• What the task asks:
Copy each line below that includes "index".
[Start]
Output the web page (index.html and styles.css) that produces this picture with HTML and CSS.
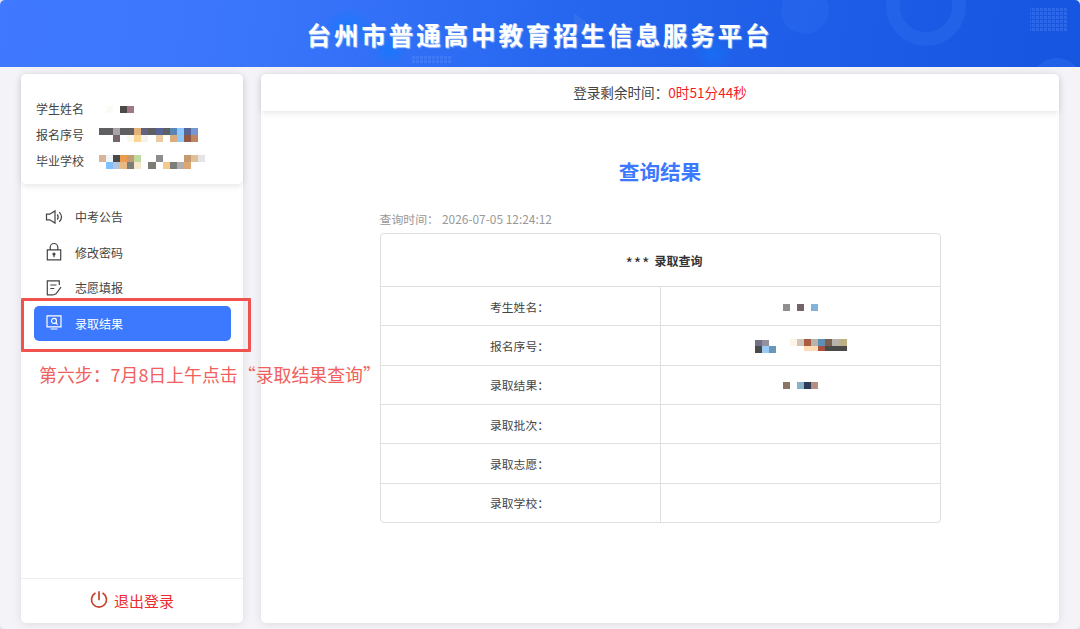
FILE: index.html
```html
<!DOCTYPE html>
<html lang="zh-CN">
<head>
    <meta charset="UTF-8">
    <meta name="viewport" content="width=device-width, initial-scale=1.0">
    <title>台州市普通高中教育招生信息服务平台</title>
    <link rel="stylesheet" href="styles.css">
</head>
<body>
    <div class="page">
        <header class="header">
            <svg class="header-bg" width="1080" height="67" viewBox="0 0 1080 67">
                <defs>
                    <pattern id="dots" width="4" height="4" patternUnits="userSpaceOnUse">
                        <rect width="3" height="3" fill="#6f9cff"/>
                    </pattern>
                    <radialGradient id="glow">
                        <stop offset="0" stop-color="#0d7bff" stop-opacity="0.65"/>
                        <stop offset="1" stop-color="#0d7bff" stop-opacity="0"/>
                    </radialGradient>
                </defs>
                <ellipse cx="348" cy="28" rx="26" ry="20" fill="url(#glow)"/>
                <ellipse cx="390" cy="50" rx="18" ry="16" fill="url(#glow)"/>
                <ellipse cx="713" cy="54" rx="20" ry="18" fill="url(#glow)" opacity="0.7"/>
                <path d="M574 13l16 12v12l-16-8z" fill="#fff" opacity="0.06"/>
                <circle cx="805" cy="10" r="24" fill="#4f8cff" opacity="0.12"/>
                <circle cx="926" cy="6" r="33" fill="none" stroke="#4f8cff" stroke-width="14" opacity="0.17"/>
                <circle cx="1057" cy="84" r="26" fill="#4f8cff" opacity="0.2"/>
                <rect x="1030" y="8" width="38" height="24" fill="url(#dots)" opacity="0.25"/>
                <rect x="412" y="56" width="39" height="8" fill="url(#dots)" opacity="0.25"/>
            </svg>
            <h1>台州市普通高中教育招生信息服务平台</h1>
        </header>

        <div class="container">
            <aside class="sidebar">
                <div class="user-info">
                    <div class="user-row">
                        <span>学生姓名</span>
                        <svg class="mosaic" width="106" height="14" viewBox="0 0 15 2" preserveAspectRatio="none" shape-rendering="crispEdges">
                            <path fill="#fbfaf5" d="M1 .5h1v1h-1z"/>
                            <path fill="#4d4949" d="M3 .5h1v1h-1z"/>
                            <path fill="#9f7984" d="M4 .5h1v1h-1z"/>
                        </svg>
                    </div>
                    <div class="user-row">
                        <span>报名序号</span>
                        <svg class="mosaic" width="106" height="14" viewBox="0 0 15 2" preserveAspectRatio="none" shape-rendering="crispEdges">
                            <path fill="#5f5f61" d="M0 0h2v1h-2zM3 0h2v1h-2zM7 0h1v1h-1zM9 0h1v1h-1z"/>
                            <path fill="#a8a3a6" d="M2 0h1v1h-1z"/>
                            <path fill="#e3b078" d="M5 0h1v1h-1z"/>
                            <path fill="#655f80" d="M6 0h1v1h-1z"/>
                            <path fill="#566498" d="M8 0h1v1h-1zM12 0h1v1h-1z"/>
                            <path fill="#5a86b5" d="M10 0h1v1h-1z"/>
                            <path fill="#8cc8ff" d="M11 0h1v2h-1z"/>
                            <path fill="#7797cf" d="M13 0h1v1h-1z"/>
                            <path fill="#75656d" d="M2 1h1v1h-1z"/>
                            <path fill="#fdf8ec" d="M4 1h1v1h-1z"/>
                            <path fill="#fbd692" d="M5 1h1v1h-1z"/>
                            <path fill="#f6f3ef" d="M6 1h1v1h-1z"/>
                            <path fill="#ecca9f" d="M8 1h1v1h-1z"/>
                            <path fill="#dcab7a" d="M10 1h1v1h-1z"/>
                            <path fill="#935743" d="M12 1h1v1h-1z"/>
                            <path fill="#c08560" d="M13 1h1v1h-1z"/>
                        </svg>
                    </div>
                    <div class="user-row">
                        <span>毕业学校</span>
                        <svg class="mosaic mosaic-school" width="106" height="14" viewBox="0 0 15 2" preserveAspectRatio="none" shape-rendering="crispEdges">
                            <path fill="#d9b497" d="M0 0h1v1h-1z"/>
                            <path fill="#edf5fa" d="M1 0h1v1h-1z"/>
                            <path fill="#484846" d="M2 0h1v1h-1z"/>
                            <path fill="#eb9c4f" d="M3 0h1v1h-1z"/>
                            <path fill="#c79b72" d="M4 0h1v1h-1zM12 0h1v1h-1z"/>
                            <path fill="#bfdba0" d="M5 0h1v1h-1z"/>
                            <path fill="#8b8d90" d="M8 0h1v1h-1z"/>
                            <path fill="#e1bf98" d="M13 0h1v1h-1z"/>
                            <path fill="#e4e4e4" d="M14 0h1v1h-1z"/>
                            <path fill="#80c0ff" d="M1 1h1v1h-1z"/>
                            <path fill="#b3c5dc" d="M2 1h1v1h-1z"/>
                            <path fill="#e8b887" d="M3 1h1v1h-1z"/>
                            <path fill="#7c7d76" d="M4 1h1v1h-1zM7 1h1v1h-1zM10 1h1v1h-1z"/>
                            <path fill="#f9e7cd" d="M5 1h1v1h-1z"/>
                            <path fill="#f5ca90" d="M9 1h1v1h-1z"/>
                            <path fill="#b0aeb0" d="M11 1h1v1h-1z"/>
                            <path fill="#dba872" d="M12 1h1v1h-1z"/>
                        </svg>
                    </div>
                </div>

                <nav class="menu">
                    <a class="menu-item">
                        <svg class="icon" viewBox="0 0 16 16">
                            <path d="M.5 5.200h3.300L9 1.900v12.200L3.800 10.800H.5z"/>
                            <path d="M11.300 5.300q1.800 2.700 0 5.400M13.300 3.200q4.400 4.800 0 9.600"/>
                        </svg>
                        <span>中考公告</span>
                    </a>
                    <a class="menu-item">
                        <svg class="icon" viewBox="0 0 16 16">
                            <path d="M1.300 5.800h13.400v10H1.300zM4.200 5.800V3.300a3.800 3.800 0 0 1 7.600 0v2.500M8 10.500v2.700"/>
                            <circle cx="8" cy="10" r="1" fill="currentColor"/>
                        </svg>
                        <span>修改密码</span>
                    </a>
                    <a class="menu-item">
                        <svg class="icon" viewBox="0 0 16 16">
                            <path d="M13.300 5V.9H1.300v13.900h6.200M4.300 5h6.200M4.300 8.500h4M15 7.200l-5 6.600-2.300 1"/>
                        </svg>
                        <span>志愿填报</span>
                    </a>
                    <a class="menu-item active">
                        <svg class="icon" viewBox="0 0 16 16">
                            <path d="M1 .9h14v11H1zM4.500 14h7M9.800 7.700l1.800 1.900"/>
                            <circle cx="8" cy="5.900" r="2.500"/>
                        </svg>
                        <span>录取结果</span>
                    </a>
                </nav>

                <a class="logout">
                    <svg class="power" viewBox="0 0 18 18">
                        <path d="M5 2.300a7.500 7.500 0 1 0 8 0M9 .9v7.500"/>
                    </svg>
                    <span>退出登录</span>
                </a>
            </aside>

            <main class="main">
                <div class="timer">登录剩余时间：<span class="time-left">0时51分44秒</span></div>
                <div class="result">
                    <h2>查询结果</h2>
                    <p class="query-time">查询时间：<span>2026-07-05 12:24:12</span></p>
                    <div class="result-table">
                        <div class="table-title"><span class="stars">***</span>录取查询</div>
                        <div class="table-row">
                            <div class="cell">考生姓名：</div>
                            <div class="cell">
                                <svg class="cell-mosaic" width="94" height="14" shape-rendering="crispEdges">
                                    <path fill="#8f8f8d" d="M29 5h7v7h-7z"/>
                                    <path fill="#75636a" d="M43 5h7v7h-7z"/>
                                    <path fill="#82b3da" d="M57 5h7v7h-7z"/>
                                </svg>
                            </div>
                        </div>
                        <div class="table-row">
                            <div class="cell">报名序号：</div>
                            <div class="cell">
                                <svg class="cell-mosaic" width="94" height="14" shape-rendering="crispEdges">
                                    <path fill="#717187" d="M1 1h7v6h-7z"/>
                                    <path fill="#958fa0" d="M8 1h7v6h-7z"/>
                                    <path fill="#4a4a4a" d="M1 7h7v7h-7z"/>
                                    <path fill="#98cbf5" d="M8 7h7v7h-7z"/>
                                    <path fill="#6797b9" d="M15 7h7v7h-7z"/>
                                    <path fill="#fdf3e6" d="M36 0h7v7h-7z"/>
                                    <path fill="#cfc5b8" d="M43 0h7v7h-7z"/>
                                    <path fill="#aa5c40" d="M50 0h7v7h-7z"/>
                                    <path fill="#b8b3ad" d="M57 0h7v7h-7zM78 0h7v7h-7z"/>
                                    <path fill="#5e8fb3" d="M64 0h7v7h-7z"/>
                                    <path fill="#7b604f" d="M71 0h7v7h-7z"/>
                                    <path fill="#bdb083" d="M85 0h8v7h-8z"/>
                                    <path fill="#ffdcb5" d="M50 7h14v5h-14z"/>
                                    <path fill="#a65240" d="M64 7h7v5h-7z"/>
                                    <path fill="#4b4a48" d="M71 7h22v5h-22z"/>
                                </svg>
                            </div>
                        </div>
                        <div class="table-row">
                            <div class="cell">录取结果：</div>
                            <div class="cell">
                                <svg class="cell-mosaic" width="94" height="14" shape-rendering="crispEdges">
                                    <path fill="#8b7564" d="M29 4h7v7h-7z"/>
                                    <path fill="#88b1ca" d="M43 4h7v7h-7z"/>
                                    <path fill="#2d3b57" d="M50 4h7v7h-7z"/>
                                    <path fill="#b48e80" d="M57 4h7v7h-7z"/>
                                </svg>
                            </div>
                        </div>
                        <div class="table-row">
                            <div class="cell">录取批次：</div>
                            <div class="cell"></div>
                        </div>
                        <div class="table-row">
                            <div class="cell">录取志愿：</div>
                            <div class="cell"></div>
                        </div>
                        <div class="table-row">
                            <div class="cell">录取学校：</div>
                            <div class="cell"></div>
                        </div>
                    </div>
                </div>
            </main>
        </div>

        <!-- Step marker over the menu -->
        <div class="step-box"></div>
        <div class="step-text">第六步：7月8日上午点击“录取结果查询”</div>
    </div>
</body>
</html>
```
FILE: styles.css
```css
* {
    box-sizing: border-box;
}
body {
    margin: 0;
    font-family: 'Noto Sans CJK SC', sans-serif;
    font-size: 12px;
    color: #444;
    background-color: #dfe4ee;
}
h1, h2, p {
    margin: 0;
}
.page {
    position: relative;
    display: flex;
    flex-direction: column;
    width: 1080px;
    height: 629px;
    overflow: hidden;
    border-radius: 5px;
    background-color: #f4f4f8;
}
.header {
    position: relative;
    height: 66.5px;
    flex-shrink: 0;
    overflow: hidden;
    background: linear-gradient(100deg, #4079ff 0%, #3975fb 25%, #2868f0 50%, #1d5de7 75%, #1555e0 100%);
}
.header-bg {
    position: absolute;
    top: 0;
    left: 0;
}
.header h1 {
    position: relative;
    padding-right: 1px;
    text-align: center;
    color: #fff;
    font-size: 24.5px;
    line-height: 69px;
    letter-spacing: 2.9px;
    text-shadow: 1px 1px 1px rgba(255, 255, 255, 0.6);
}
.container {
    display: flex;
    flex: 1;
    gap: 18px;
    padding: 7px 21px 6px;
}

/* Sidebar */
.sidebar {
    display: flex;
    flex-direction: column;
    width: 222px;
    border-radius: 5px;
    background-color: #fff;
    box-shadow: 0 1px 10px rgba(0, 0, 0, 0.1);
}
.user-info {
    height: 110px;
    padding: 22px 15px 0;
    border-radius: 5px;
    box-shadow: 0 2px 6px rgba(0, 0, 0, 0.1);
}
.user-row {
    display: flex;
    align-items: center;
    gap: 15px;
    height: 26px;
    white-space: nowrap;
}
.mosaic {
    flex-shrink: 0;
}
.mosaic-school {
    margin-top: 2px;
}
.menu {
    flex: 1;
    padding: 15.5px 12px 0 13px;
}
.menu-item {
    display: flex;
    align-items: center;
    gap: 13px;
    height: 35.5px;
    padding-left: 12px;
    border-radius: 5px;
}
.menu-item.active {
    color: #fff;
    background-color: #3d79fe;
}
.icon {
    width: 16px;
    height: 16px;
    overflow: visible;
    fill: none;
    stroke: currentColor;
    stroke-width: 1.2;
}
.logout {
    display: flex;
    align-items: center;
    justify-content: center;
    gap: 6px;
    height: 45px;
    padding-bottom: 2px;
    border-top: 1px solid #eee;
    color: #ee2a2f;
    font-size: 15px;
}
.power {
    width: 18px;
    height: 18px;
    fill: none;
    stroke: #c8402e;
    stroke-width: 1.7;
    stroke-linecap: round;
}

/* Main area */
.main {
    flex: 1;
    border-radius: 5px;
    background-color: #fff;
    box-shadow: 0 1px 10px rgba(0, 0, 0, 0.1);
}
.timer {
    height: 37.5px;
    border-radius: 5px 5px 0 0;
    box-shadow: 0 2px 6px rgba(0, 0, 0, 0.1);
    text-align: center;
    font-size: 13.6px;
    line-height: 37px;
}
.time-left {
    color: #f91c1c;
}
.result {
    width: 561px;
    margin: 0 auto;
    padding-top: 45px;
}
.result h2 {
    text-align: center;
    color: #3d79fe;
    font-size: 20.6px;
    line-height: 30px;
}
.query-time {
    margin-top: 23px;
    color: #999;
    font-size: 11.9px;
    line-height: 20px;
}
.query-time span {
    margin-left: 3px;
}
.result-table {
    margin-top: 4px;
    border: 1px solid #dfdfdf;
    border-radius: 4px;
}
.table-title {
    height: 52px;
    padding-left: 8px;
    text-align: center;
    color: #333;
    font-weight: bold;
    line-height: 53px;
}
.stars {
    margin-right: 4px;
    font-size: 16px;
    font-weight: normal;
    line-height: 1;
    letter-spacing: 0.8px;
    vertical-align: -4px;
}
.table-row {
    display: flex;
    height: 39.35px;
    border-top: 1px solid #dfdfdf;
}
.cell {
    display: flex;
    align-items: center;
    justify-content: center;
    flex: 1;
    font-size: 11.8px;
}
.cell:first-child {
    padding-right: 1px;
}
.cell + .cell {
    padding-left: 1px;
    border-left: 1px solid #dfdfdf;
}
.cell-mosaic {
    display: block;
}

/* Step marker */
.step-box {
    position: absolute;
    top: 298px;
    left: 21px;
    width: 230px;
    height: 54px;
    border: 3px solid #f0524f;
    border-radius: 1px;
}
.step-text {
    position: absolute;
    top: 361px;
    left: 39px;
    color: #f0605c;
    font-size: 17.9px;
    line-height: 26px;
    white-space: nowrap;
}
```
[End]
• The answer:
Output the web page (index.html and styles.css) that produces this picture with HTML and CSS.
FILE: index.html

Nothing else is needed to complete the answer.